— Begin Collected material —

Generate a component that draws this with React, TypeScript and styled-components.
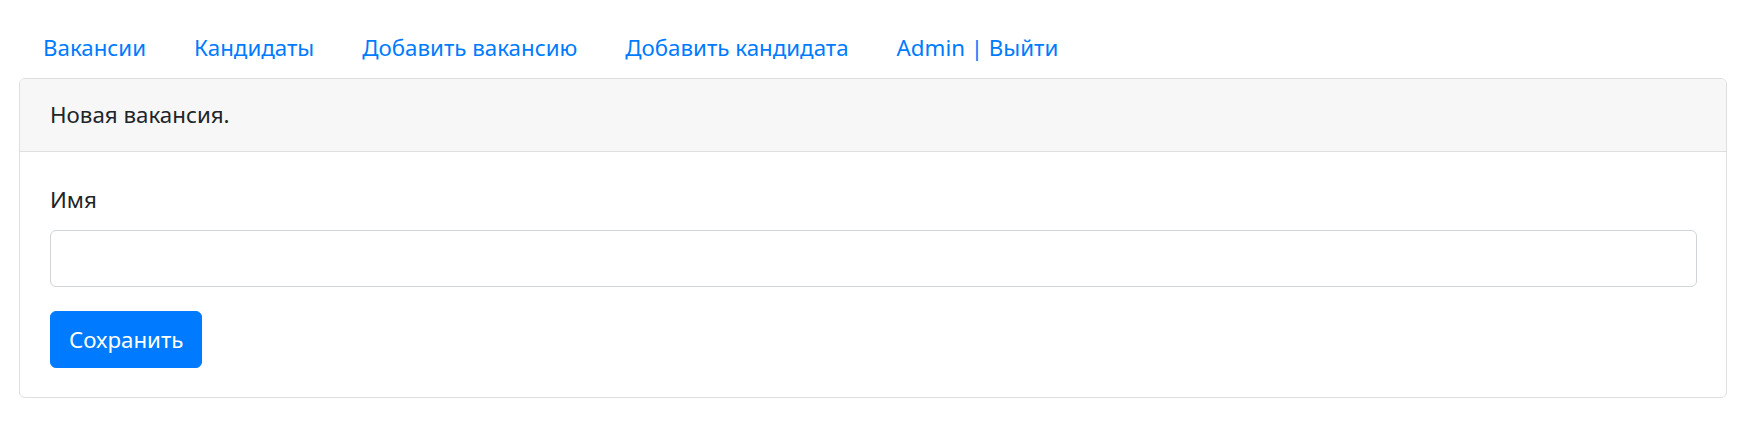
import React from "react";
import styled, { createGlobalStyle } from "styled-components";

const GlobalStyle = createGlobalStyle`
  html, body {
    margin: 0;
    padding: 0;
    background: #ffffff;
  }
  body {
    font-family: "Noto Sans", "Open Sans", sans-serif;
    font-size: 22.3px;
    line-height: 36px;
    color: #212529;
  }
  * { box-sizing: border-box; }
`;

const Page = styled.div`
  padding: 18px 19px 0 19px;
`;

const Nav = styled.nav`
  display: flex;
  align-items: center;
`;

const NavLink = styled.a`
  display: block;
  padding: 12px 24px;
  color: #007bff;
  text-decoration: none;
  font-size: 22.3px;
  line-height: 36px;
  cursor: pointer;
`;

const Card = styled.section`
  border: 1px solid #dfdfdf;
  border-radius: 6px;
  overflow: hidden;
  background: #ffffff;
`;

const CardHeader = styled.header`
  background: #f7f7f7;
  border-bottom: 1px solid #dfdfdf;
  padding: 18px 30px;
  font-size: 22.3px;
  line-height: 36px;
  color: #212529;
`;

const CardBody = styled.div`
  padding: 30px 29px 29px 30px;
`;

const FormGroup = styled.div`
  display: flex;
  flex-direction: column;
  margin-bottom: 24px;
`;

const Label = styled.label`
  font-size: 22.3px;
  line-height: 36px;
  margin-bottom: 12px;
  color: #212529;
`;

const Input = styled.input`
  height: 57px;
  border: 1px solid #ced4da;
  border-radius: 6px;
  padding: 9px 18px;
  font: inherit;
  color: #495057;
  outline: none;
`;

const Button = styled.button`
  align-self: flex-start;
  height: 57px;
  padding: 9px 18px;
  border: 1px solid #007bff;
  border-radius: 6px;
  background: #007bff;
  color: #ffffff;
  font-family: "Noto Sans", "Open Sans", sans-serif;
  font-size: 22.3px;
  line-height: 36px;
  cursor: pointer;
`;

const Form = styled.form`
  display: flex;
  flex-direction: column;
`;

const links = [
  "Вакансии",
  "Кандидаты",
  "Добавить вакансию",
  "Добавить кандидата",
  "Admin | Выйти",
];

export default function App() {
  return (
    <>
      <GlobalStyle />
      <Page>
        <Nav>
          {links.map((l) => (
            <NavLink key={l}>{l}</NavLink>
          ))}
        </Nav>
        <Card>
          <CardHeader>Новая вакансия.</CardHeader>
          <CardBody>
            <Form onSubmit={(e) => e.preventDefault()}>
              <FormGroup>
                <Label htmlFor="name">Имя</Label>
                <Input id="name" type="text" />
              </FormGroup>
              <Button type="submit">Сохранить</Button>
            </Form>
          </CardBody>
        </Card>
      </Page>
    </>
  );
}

— End Collected material —

- _Your instructions_:
Omit pictures; set down the rest of the material word for word.

- _Solution below_:
Generate a component that draws this with React, TypeScript and styled-components.
import React from "react";
import styled, { createGlobalStyle } from "styled-components";

const GlobalStyle = createGlobalStyle`
  html, body {
    margin: 0;
    padding: 0;
    background: #ffffff;
  }
  body {
    font-family: "Noto Sans", "Open Sans", sans-serif;
    font-size: 22.3px;
    line-height: 36px;
    color: #212529;
  }
  * { box-sizing: border-box; }
`;

const Page = styled.div`
  padding: 18px 19px 0 19px;
`;

const Nav = styled.nav`
  display: flex;
  align-items: center;
`;

const NavLink = styled.a`
  display: block;
  padding: 12px 24px;
  color: #007bff;
  text-decoration: none;
  font-size: 22.3px;
  line-height: 36px;
  cursor: pointer;
`;

const Card = styled.section`
  border: 1px solid #dfdfdf;
  border-radius: 6px;
  overflow: hidden;
  background: #ffffff;
`;

const CardHeader = styled.header`
  background: #f7f7f7;
  border-bottom: 1px solid #dfdfdf;
  padding: 18px 30px;
  font-size: 22.3px;
  line-height: 36px;
  color: #212529;
`;

const CardBody = styled.div`
  padding: 30px 29px 29px 30px;
`;

const FormGroup = styled.div`
  display: flex;
  flex-direction: column;
  margin-bottom: 24px;
`;

const Label = styled.label`
  font-size: 22.3px;
  line-height: 36px;
  margin-bottom: 12px;
  color: #212529;
`;

const Input = styled.input`
  height: 57px;
  border: 1px solid #ced4da;
  border-radius: 6px;
  padding: 9px 18px;
  font: inherit;
  color: #495057;
  outline: none;
`;

const Button = styled.button`
  align-self: flex-start;
  height: 57px;
  padding: 9px 18px;
  border: 1px solid #007bff;
  border-radius: 6px;
  background: #007bff;
  color: #ffffff;
  font-family: "Noto Sans", "Open Sans", sans-serif;
  font-size: 22.3px;
  line-height: 36px;
  cursor: pointer;
`;

const Form = styled.form`
  display: flex;
  flex-direction: column;
`;

const links = [
  "Вакансии",
  "Кандидаты",
  "Добавить вакансию",
  "Добавить кандидата",
  "Admin | Выйти",
];

export default function App() {
  return (
    <>
      <GlobalStyle />
      <Page>
        <Nav>
          {links.map((l) => (
            <NavLink key={l}>{l}</NavLink>
          ))}
        </Nav>
        <Card>
          <CardHeader>Новая вакансия.</CardHeader>
          <CardBody>
            <Form onSubmit={(e) => e.preventDefault()}>
              <FormGroup>
                <Label htmlFor="name">Имя</Label>
                <Input id="name" type="text" />
              </FormGroup>
              <Button type="submit">Сохранить</Button>
            </Form>
          </CardBody>
        </Card>
      </Page>
    </>
  );
}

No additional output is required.